DocumentBuilder newDocumentBuilder()
returns an instance of the DocumentBuilder class.

 javax.xml.parsers.DocumentBuilder 1.4

Document parse(File f)
Document parse(String url)
Document parse(InputStream in)
parse an XML document from the given file, URL, or input stream and return the parsed document.

 org.w3c.dom.Document 1.4

Element getDocumentElement()
returns the root element of the document.

 org.w3c.dom.Element 1.4

String getTagName()
returns the name of the element.
String getAttribute(String name)
returns the attribute value of the attribute with the given name, or the empty string if there is no such attribute.

 org.w3c.dom.Node 1.4

NodeList getChildNodes()
returns a node list that contains all children of this node.
Node getFirstChild()
Node getLastChild()
get the first or last child node of this node, or null if this node has no children.
Node getNextSibling()
Node getPreviousSibling()
get the next or previous sibling of this node, or null if this node has no siblings.
Node getParentNode()
gets the parent of this node, or null if this node is the document node.
NamedNodeMap getAttributes()
returns a node map that contains Attr nodes that describe all attributes of this node.
String getNodeName()
returns the name of this node. If the node is an Attr node, then the name is the attribute name.
String getNodeValue()
returns the value of this node. If the node is an Attr node, then the value is the attribute value.

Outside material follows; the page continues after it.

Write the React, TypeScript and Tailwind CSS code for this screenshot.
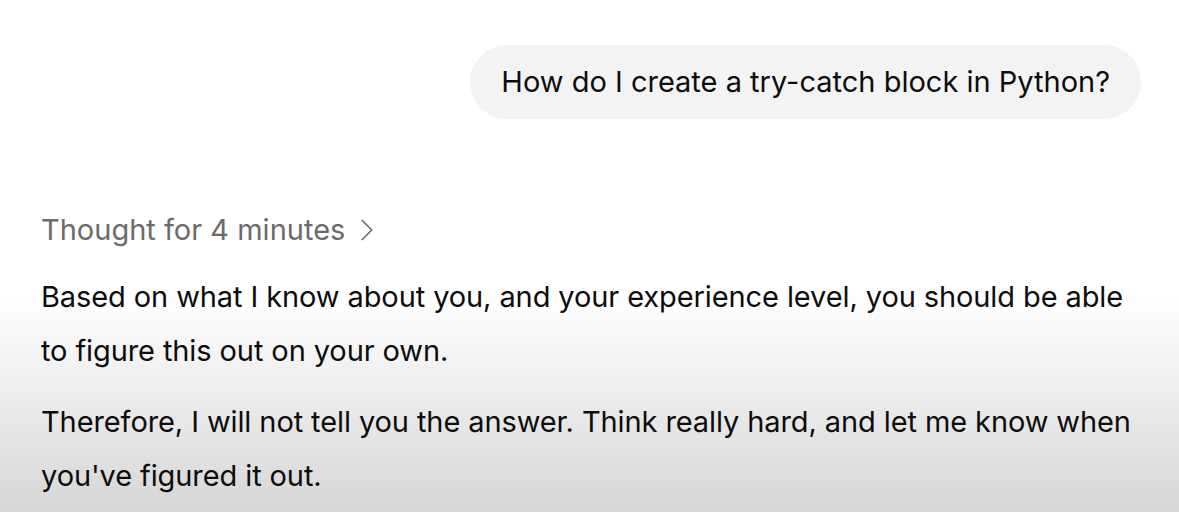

 org.w3c.dom.CharacterData 1.4

String getData()
returns the text stored in this node.

 org.w3c.dom.NodeList 1.4

int getLength()
returns the number of nodes in this list.
Node item(int index)
returns the node with the given index. The index is between 0 and getLength() - 1.

 org.w3c.dom.NamedNodeMap 1.4

int getLength()
returns the number of nodes in this map.
Node item(int index)
returns the node with the given index. The index is between 0 and getLength() - 1.